システムプログラム 練習問題 #5

練習問題(501)

kill システムコールでシグナルを送るプログラムとシグナルを受け取るプログラムを使用して,プロセスからプロセスへシグナルが送られるのを確かめなさい.

ヒント: 端末ウィンドウを2つ開き,片方のウィンドウでシグナルを受け取るプログラムを動かし,もう片方のウィンドウでシグナルを送るプログラムを動かす. シグナルを受け取るプロセスのIDは ps コマンドで調べるか,シグナルを受け取るプログラムを変更して自分のプロセスIDを表示させるようにする.

練習問題(502)

複数の異なるシグナルに対してシグナルハンドラを設定し,シグナルに応じたシグナルハンドラが起動されることを確かめなさい.

ヒント: シグナルは様々な方法で発生させることができる. kill コマンドや kill システムコールを使えば,好きなシグナルを好きなプロセスに送信することができる. キー入力や GUI 操作でシグナルを発生させることもできる. 例えば Ctrl-z を入力すると SIGTSTP を発生させることができ,端末のウィンドウのサイズを変えると SIGWINCH を発生させることができる.

練習問題(503)

不正なメモリアクセスは SIGSEGV により通知される. 不正なメモリアクセスを意図的に行うとともに,不正なメモリアクセスとなったアクセス先アドレスを表示するプログラムを作成しなさい. アドレスの情報はシグナルが渡すデータ構造から取得し,表示はシグナルハンドラの中で行いなさい.
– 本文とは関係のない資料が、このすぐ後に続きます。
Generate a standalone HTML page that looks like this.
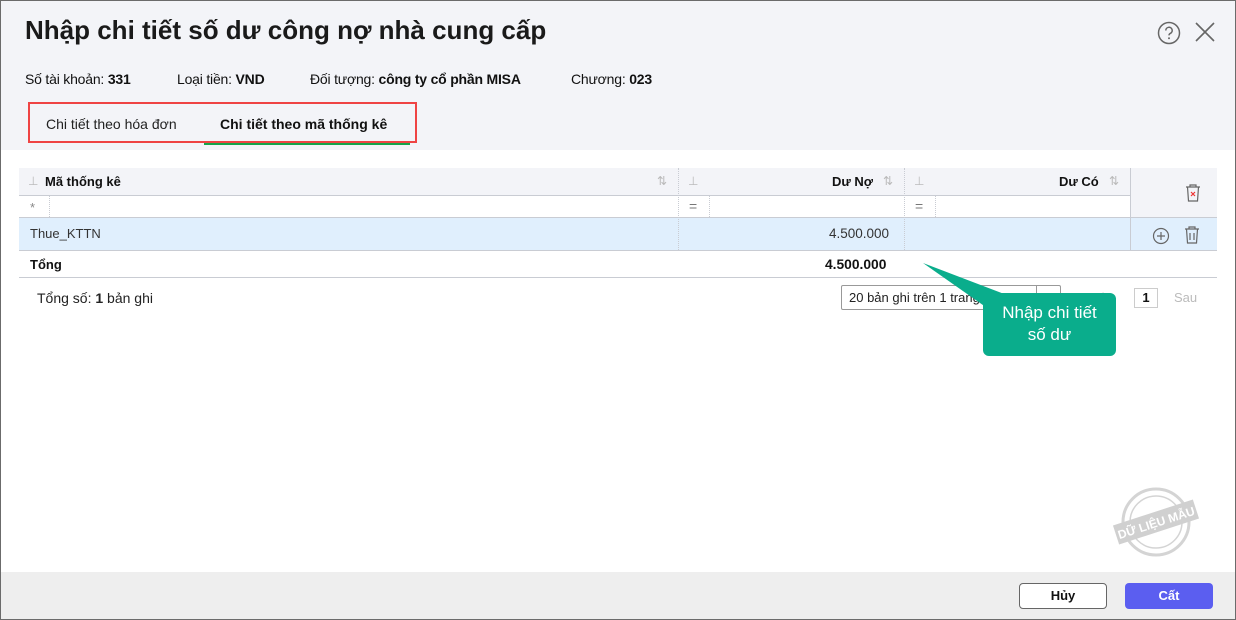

ヒント: sigaction のマニュアルの siginfo_t に関する部分を参照.

練習問題(504)

sleep は実はライブラリ関数である. シグナルの機能を用いて,sleep 相当の機能を持つ関数 mysleep を作りなさい.

mysleep は sleep と同じ戻り値を返すようにし,さらに,それを確かめる実行例を含めるようにすること. 現在時刻は time 関数により取得できる. 使用が終わり不要になったシグナルの設定はキャンセルし,もとの設定に戻すこと. nanosleep システムコールは使用しないこと. mysleep はリエントラント(再入可能)である必要はない.

ヒント: 現在時刻は time 関数や gettimeofday 関数によって取得できる. Linux では clock_gettime 関数の利用が推奨されている.

練習問題(505)

キーボードから1文字入力を読み込む関数 getchar にタイムアウト機能を追加した関数 mygetchar を作りなさい.

実行例では,上記の仕様を満たしていることを,以下の2つを表示することにより示しなさい. mygetchar の戻り値として,場合に応じて,キー入力値,-1,-2 の3種類が返されることを実行例で示しなさい. -3 を返す機能を完全に実装することは面倒なので,その機能は実装しなくて良いし,実行例に含める必要もない. もちろん,実装しても良い.

mygetchar はリエントラント(再入可能)である必要はない.

ヒント: シグナルの設定に用いるフラグに注意しよう.
ヒント: Ctrl-D によって EOF を入力することができる.Ctrl-C によって,フォアグラウンドのプロセスに SIGINT シグナルを送信することができる.

練習問題(506)

練習問題(407)と同じように,親プロセスと子プロセスが交互に実行することにより,交互に1文字出力するプログラムを,シグナルを用いて書きなさい. fork で作る子プロセスは1つだけとする.